== Source excerpt

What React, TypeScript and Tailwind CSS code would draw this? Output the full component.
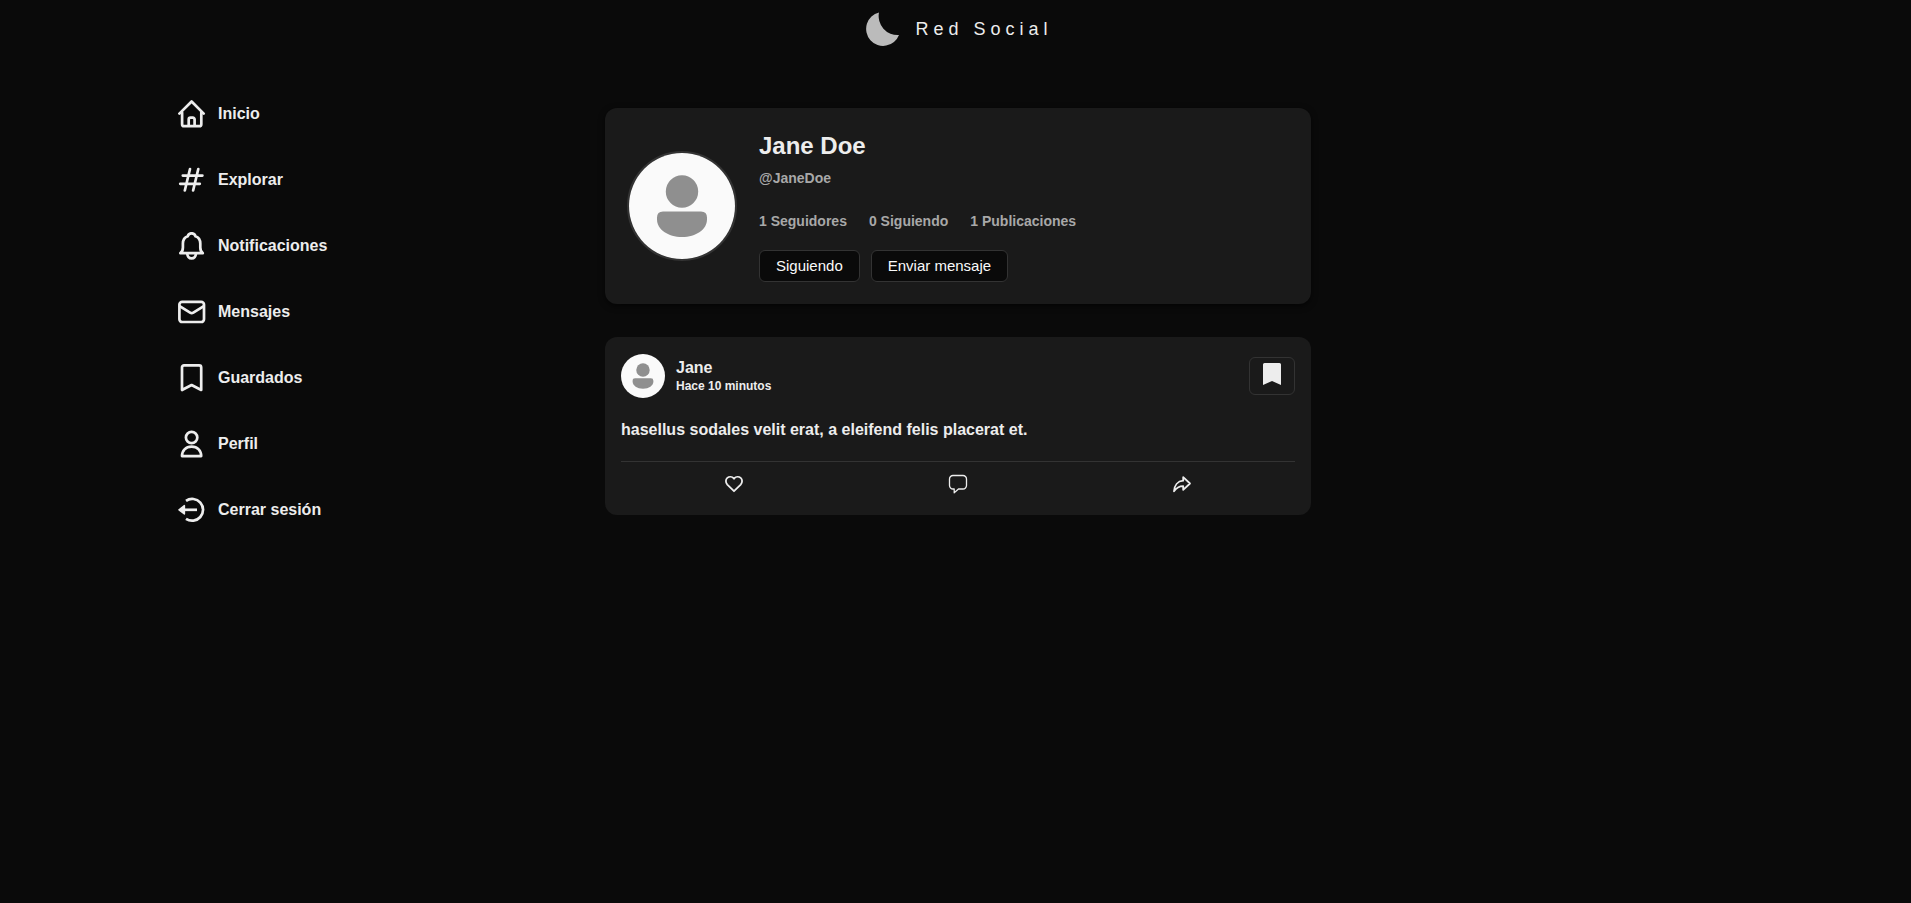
import type { ReactNode } from "react";

const stroke = {
  fill: "none",
  stroke: "currentColor",
  strokeWidth: 2.7,
  strokeLinecap: "round",
  strokeLinejoin: "round",
} as const;

function NavIcon({ children }: { children: ReactNode }) {
  return (
    <svg viewBox="0 0 28 28" className="size-7 shrink-0" aria-hidden="true" {...stroke}>
      {children}
    </svg>
  );
}

const navItems: { label: string; icon: ReactNode }[] = [
  {
    label: "Inicio",
    icon: (
      <>
        <path d="M1.4 13.600 13.600 1.500l12.100 12.100" />
        <path d="M4.100 12.500v11.700a2 2 0 0 0 2 2h15.200a2 2 0 0 0 2-2V12.500" />
        <path d="M10.700 25.500v-6a1.800 1.800 0 0 1 1.800-1.800h2.300a1.800 1.800 0 0 1 1.800 1.800v6" />
      </>
    ),
  },
  {
    label: "Explorar",
    icon: <path d="M12 3 6.800 24.500M20.300 3l-5.200 21.500M4.800 9.600h19.600M2.200 17.800h19.600" />,
  },
  {
    label: "Notificaciones",
    icon: (
      <>
        <path d="M2.400 21.200h22.400c-1.700-1.200-2.500-3.400-2.500-5.600v-4c0-3.400-1.800-6.400-4.900-7.400-.4-1.800-1.800-2.900-3.800-2.900s-3.400 1.100-3.800 2.900c-3.100 1-4.900 4-4.900 7.400v4c0 2.200-.8 4.400-2.500 5.600z" />
        <path d="M9.300 21.500c0 2.800 1.700 4.900 4.300 4.900s4.300-2.100 4.300-4.900" />
      </>
    ),
  },
  {
    label: "Mensajes",
    icon: (
      <>
        <rect x="1.400" y="3.800" width="24.600" height="20.200" rx="2.800" />
        <path d="M2 8.400l10.100 6.300a3 3 0 0 0 3.200 0L25.400 8.400" />
      </>
    ),
  },
  {
    label: "Guardados",
    icon: <path d="M4 26V3.400a2 2 0 0 1 2-2h15.200a2 2 0 0 1 2 2V26l-9.600-5z" />,
  },
  {
    label: "Perfil",
    icon: (
      <>
        <circle cx="13.600" cy="7.500" r="5.700" />
        <path d="M4 26.100c0-5.400 3.600-9.400 9.600-9.400s9.600 4 9.600 9.400z" />
      </>
    ),
  },
  {
    label: "Cerrar sesión",
    icon: (
      <>
        <path d="M8 4.800a10.900 10.900 0 1 1 0 18" strokeLinecap="butt" />
        <path d="M6 13.800h13" strokeLinecap="butt" />
        <path d="M1 13.800 6.400 9.600v8.400z" fill="currentColor" strokeWidth="1.500" />
      </>
    ),
  },
];

function Avatar({ className }: { className: string }) {
  return (
    <svg viewBox="0 0 106 106" className={className} role="img" aria-label="Jane Doe">
      <rect width="106" height="106" fill="#fafafa" />
      <circle cx="53" cy="38.500" r="16.200" fill="#8f8f8f" />
      <path
        d="M34 58.500h38q6 0 6 6v2c0 10-11 17.500-25 17.500s-25-7.500-25-17.500v-2q0-6 6-6z"
        fill="#8f8f8f"
      />
    </svg>
  );
}

function ProfileCard() {
  return (
    <section className="flex items-center gap-[22px] rounded-xl bg-[#1a1a1a] px-[22px] py-5 shadow-[0_2px_6px_rgba(0,0,0,0.6)]">
      <Avatar className="size-[110px] shrink-0 rounded-full border-2 border-[#333333]" />
      <div className="flex flex-col items-start pb-0.5">
        <h1 className="text-2xl leading-9 font-bold">Jane Doe</h1>
        <p className="mt-0.5 text-sm leading-6 font-bold text-[#a8a8a8]">@JaneDoe</p>
        <ul className="mt-[19px] flex gap-[22px] text-sm leading-6 font-bold text-[#a8a8a8]">
          <li>1 Seguidores</li>
          <li>0 Siguiendo</li>
          <li>1 Publicaciones</li>
        </ul>
        <div className="mt-[17px] flex gap-[11px] text-[15px] leading-5 text-[#fafafa]">
          <button className="h-8 rounded-md border border-[#333333] bg-[#0a0a0a] px-4">
            Siguiendo
          </button>
          <button className="h-8 rounded-md border border-[#333333] bg-[#0a0a0a] px-4">
            Enviar mensaje
          </button>
        </div>
      </div>
    </section>
  );
}

function Post() {
  return (
    <article className="rounded-xl bg-[#1a1a1a] px-4 pt-[17px] pb-[21px]">
      <header className="flex items-center gap-[11px]">
        <Avatar className="size-11 shrink-0 rounded-full" />
        <div className="flex flex-1 flex-col">
          <a href="#jane" className="text-base leading-5 font-bold">Jane</a>
          <time className="text-xs leading-4 font-bold">Hace 10 minutos</time>
        </div>
        <button
          aria-label="Quitar de guardados"
          className="flex h-[38px] w-[46px] items-start justify-center rounded-md border border-[#333333] pt-[5px]"
        >
          <svg viewBox="0 0 18 22" className="h-[22px] w-[18px]" fill="currentColor" aria-hidden="true">
            <path d="M0 22V1.500Q0 0 1.500 0h15Q18 0 18 1.500V22l-9-4z" />
          </svg>
        </button>
      </header>
      <p className="mt-5 text-base leading-6 font-bold">
        hasellus sodales velit erat, a eleifend felis placerat et.
      </p>
      <footer className="mt-[19px] grid grid-cols-3 border-t border-[#333333] px-px pt-3">
        <button aria-label="Me gusta" className="flex justify-center">
          <svg viewBox="0 0 20 20" className="size-5" aria-hidden="true" {...stroke} strokeWidth={1.800}>
            <path d="M10 17.200 3.300 10.600C1.400 8.600 1.500 5.500 3.300 3.900c1.900-1.600 4.700-1.400 6.300.3l.4.500.4-.5c1.600-1.700 4.400-1.900 6.300-.3 1.800 1.600 1.900 4.700 0 6.700z" />
          </svg>
        </button>
        <button aria-label="Comentar" className="flex justify-center">
          <svg viewBox="0 0 20 20" className="size-5" aria-hidden="true" {...stroke} strokeWidth={1.300}>
            <path d="M5 1.500h10a3.500 3.500 0 0 1 3.500 3.500v6.500A3.500 3.500 0 0 1 15 15h-4.500L6.200 18.800V15H5a3.500 3.500 0 0 1-3.500-3.500V5A3.500 3.500 0 0 1 5 1.500z" />
          </svg>
        </button>
        <button aria-label="Compartir" className="flex justify-center">
          <svg viewBox="0 0 20 20" className="size-5" aria-hidden="true" {...stroke} strokeWidth={1.800}>
            <path d="M11.200 3.200 18 9.500l-6.800 6.300v-3.700c-4 0-6.800 1.500-9.200 5.200.3-5.800 3.600-10.100 9.200-10.600z" />
          </svg>
        </button>
      </footer>
    </article>
  );
}

export default function App() {
  return (
    <div className="min-h-screen bg-[#0a0a0a] font-['Liberation_Sans',Arial,sans-serif] text-[#ededed]">
      <header className="flex h-[58px] items-center justify-center gap-4 pl-2">
        <svg viewBox="0 0 33 34" className="h-[34px] w-[33px]" aria-hidden="true">
          <path d="M13 .4A17 17 0 1 0 33 23 19 19 0 0 1 13 .4z" fill="#bbbbbb" />
        </svg>
        <span className="text-lg tracking-[5px]">Red Social</span>
      </header>
      <div className="grid grid-cols-[445px_minmax(0,706px)] pl-40">
        <nav className="pt-[42px] pl-[18px]">
          <ul className="flex flex-col gap-[38px]">
            {navItems.map(({ label, icon }) => (
              <li key={label}>
                <a href={`#${label}`} className="flex w-fit items-center gap-3 text-base leading-7 font-bold">
                  <NavIcon>{icon}</NavIcon>
                  {label}
                </a>
              </li>
            ))}
          </ul>
        </nav>
        <main className="flex flex-col gap-[33px] pt-[50px]">
          <ProfileCard />
          <Post />
        </main>
      </div>
    </div>
  );
}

====

Pick out each line above that includes "full" and show it.

**Result of the exercise**
What React, TypeScript and Tailwind CSS code would draw this? Output the full component.
      <Avatar className="size-[110px] shrink-0 rounded-full border-2 border-[#333333]" />
        <Avatar className="size-11 shrink-0 rounded-full" />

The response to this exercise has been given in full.